I read it last night. A few additional perspectives:
1) Institutional and other mainstream investors are begging for a clear US regulation regime, which would let them confidently move into digital assets, as many want to do to add to their asset mix
2) Other countries are setting up clear ground rules, such as Germany, Switzerland, Canada, even the Bahamas, and are enjoying the jobs and capital inflows of the new industry. Other countries, like Russia, China and possibly India, are trying to shut it down, and could become poorer as a result. The US is incentivized to retain its leadership in digital assets by not letting other advanced countries get ahead of it. Of course, it’s a difficult and delicate proposition for the world’s leading economy and reserve currency to get this right, so it is good that the Fed is not rushing to issue a centralized, regulated, official, dollar-denominated stable coin. Chair Powell has not promised a CBDC, but the US exists in a competitive globe, so it’s probably a matter of time.

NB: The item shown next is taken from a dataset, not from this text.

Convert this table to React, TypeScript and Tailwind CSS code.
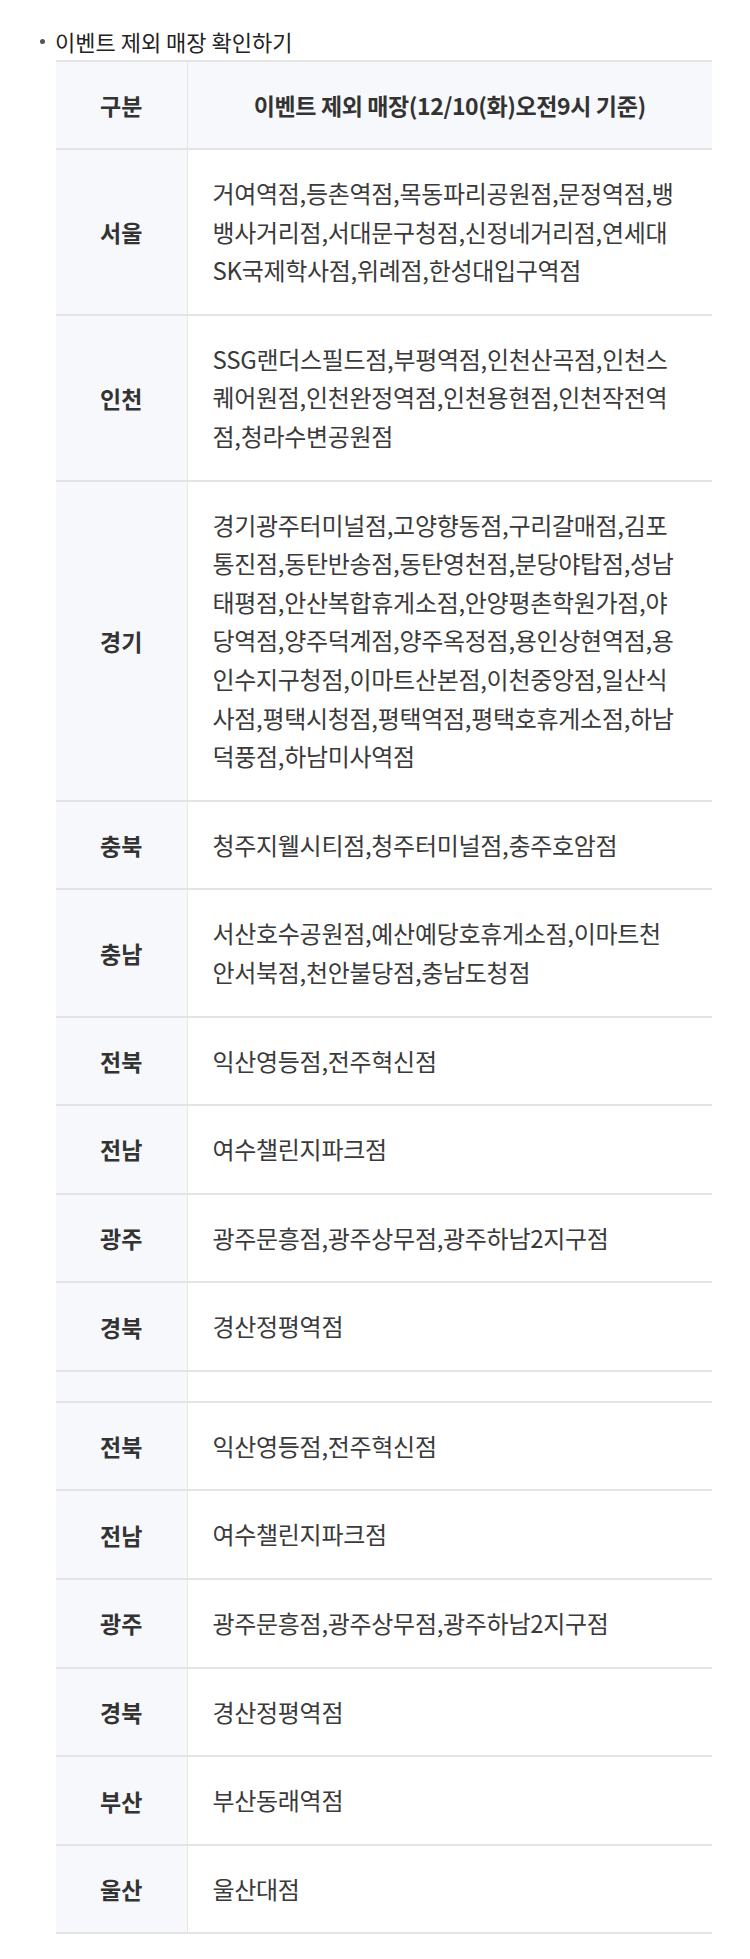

3) I don’t agree with your opinion that this means anything bad for fixed supply, proof of work-based Bitcoin. It is digital property, which is lightly-traded, and has global demand well beyond US control. It is really very different than the thousands of proof of stake, unlimited supply altcoins with specialized uses in games and what not, NFTs, unofficial stable coins and the rest of the digital asset space, much of which will and should be regulated out of existence in the US as “securities”. Bitcoin property can sit just fine right alongside the dollar, stocks, bonds, gold and whatever else. What Bitcoin threatens most at this stage is gold and also weak, hyper-inflating currencies around the world, entailing huge populations whose pesos, Bolivars and dinars are melting far faster than the dollar is melting. Those folks face inflation problems we cannot imagine, and Bitcoin provides them the possibility of a life raft. An official US stable coin would function the same, except we know the dollar is melting too, only slower than other currencies, while there will only ever be 21 million Bitcoin. Will one win out or will both thrive? My hunch is that Fed stable coins will someday be great for short term, high-velocity transactions globally, while Bitcoin will be popular for long-term, lower-velocity value storage.